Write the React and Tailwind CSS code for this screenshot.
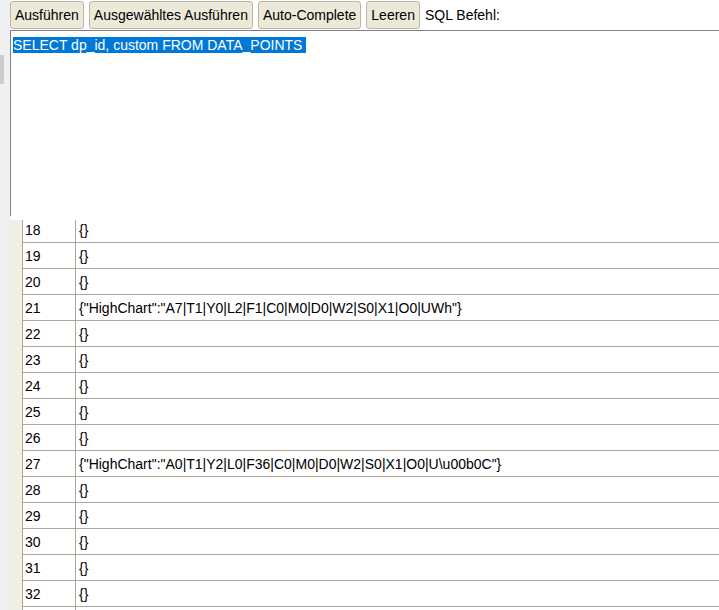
import React from "react";

const rows = [
  ["18", "{}"],
  ["19", "{}"],
  ["20", "{}"],
  ["21", '{"HighChart":"A7|T1|Y0|L2|F1|C0|M0|D0|W2|S0|X1|O0|UWh"}'],
  ["22", "{}"],
  ["23", "{}"],
  ["24", "{}"],
  ["25", "{}"],
  ["26", "{}"],
  ["27", '{"HighChart":"A0|T1|Y2|L0|F36|C0|M0|D0|W2|S0|X1|O0|U\\u00b0C"}'],
  ["28", "{}"],
  ["29", "{}"],
  ["30", "{}"],
  ["31", "{}"],
  ["32", "{}"],
  ["", ""],
];

function Btn({ children }) {
  return (
    <button className="h-[28px] px-[4px] bg-[#ece9d8] border border-[#b9b6a6] rounded-[3px] text-[14px] text-black leading-none">
      {children}
    </button>
  );
}

export default function App() {
  return (
    <div className="flex w-[719px] h-[610px] overflow-hidden bg-white font-['Liberation_Sans',Arial,sans-serif] text-[14px] text-black">
      <div className="w-[10px] shrink-0 bg-[#f0f0f0] flex flex-col">
        <div className="h-[55px]" />
        <div className="h-[29px] w-[4px] bg-[#cdcdcd]" />
      </div>
      <div className="flex-1 min-w-0 flex flex-col">
        <div className="h-[30px] flex items-center gap-[5px]">
          <Btn>Ausführen</Btn>
          <Btn>Ausgewähltes Ausführen</Btn>
          <Btn>Auto-Complete</Btn>
          <Btn>Leeren</Btn>
          <span>SQL Befehl:</span>
        </div>
        <div className="h-[186px] w-[740px] border-t border-l border-[#828282] pl-[2px] pt-[6px] leading-[16px] whitespace-pre">
          <span className="bg-[#0078d7] text-white">SELECT dp_id, custom FROM DATA_POINTS </span>
        </div>
        <div className="h-[4px]" />
        <div className="flex-1 overflow-hidden">
          <div className="-mt-[3px] flex">
            <div className="w-[12px] shrink-0 bg-[#f1efe2]" />
            <div className="flex-1 flex flex-col">
              {rows.map(([n, v], i) => (
                <div key={i} className="flex h-[26px] border-b border-[#aca899]">
                  <div className="w-[54px] shrink-0 border-l border-r border-[#aca899] pl-[2px] pt-[1px] flex items-center">
                    {n}
                  </div>
                  <div className="flex-1 pl-[3px] pt-[1px] flex items-center whitespace-nowrap">{v}</div>
                </div>
              ))}
            </div>
          </div>
        </div>
      </div>
    </div>
  );
}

· · · ·

Without including any pictures, print all of the material exactly as given.

Write the React and Tailwind CSS code for this screenshot.
import React from "react";

const rows = [
  ["18", "{}"],
  ["19", "{}"],
  ["20", "{}"],
  ["21", '{"HighChart":"A7|T1|Y0|L2|F1|C0|M0|D0|W2|S0|X1|O0|UWh"}'],
  ["22", "{}"],
  ["23", "{}"],
  ["24", "{}"],
  ["25", "{}"],
  ["26", "{}"],
  ["27", '{"HighChart":"A0|T1|Y2|L0|F36|C0|M0|D0|W2|S0|X1|O0|U\\u00b0C"}'],
  ["28", "{}"],
  ["29", "{}"],
  ["30", "{}"],
  ["31", "{}"],
  ["32", "{}"],
  ["", ""],
];

function Btn({ children }) {
  return (
    <button className="h-[28px] px-[4px] bg-[#ece9d8] border border-[#b9b6a6] rounded-[3px] text-[14px] text-black leading-none">
      {children}
    </button>
  );
}

export default function App() {
  return (
    <div className="flex w-[719px] h-[610px] overflow-hidden bg-white font-['Liberation_Sans',Arial,sans-serif] text-[14px] text-black">
      <div className="w-[10px] shrink-0 bg-[#f0f0f0] flex flex-col">
        <div className="h-[55px]" />
        <div className="h-[29px] w-[4px] bg-[#cdcdcd]" />
      </div>
      <div className="flex-1 min-w-0 flex flex-col">
        <div className="h-[30px] flex items-center gap-[5px]">
          <Btn>Ausführen</Btn>
          <Btn>Ausgewähltes Ausführen</Btn>
          <Btn>Auto-Complete</Btn>
          <Btn>Leeren</Btn>
          <span>SQL Befehl:</span>
        </div>
        <div className="h-[186px] w-[740px] border-t border-l border-[#828282] pl-[2px] pt-[6px] leading-[16px] whitespace-pre">
          <span className="bg-[#0078d7] text-white">SELECT dp_id, custom FROM DATA_POINTS </span>
        </div>
        <div className="h-[4px]" />
        <div className="flex-1 overflow-hidden">
          <div className="-mt-[3px] flex">
            <div className="w-[12px] shrink-0 bg-[#f1efe2]" />
            <div className="flex-1 flex flex-col">
              {rows.map(([n, v], i) => (
                <div key={i} className="flex h-[26px] border-b border-[#aca899]">
                  <div className="w-[54px] shrink-0 border-l border-r border-[#aca899] pl-[2px] pt-[1px] flex items-center">
                    {n}
                  </div>
                  <div className="flex-1 pl-[3px] pt-[1px] flex items-center whitespace-nowrap">{v}</div>
                </div>
              ))}
            </div>
          </div>
        </div>
      </div>
    </div>
  );
}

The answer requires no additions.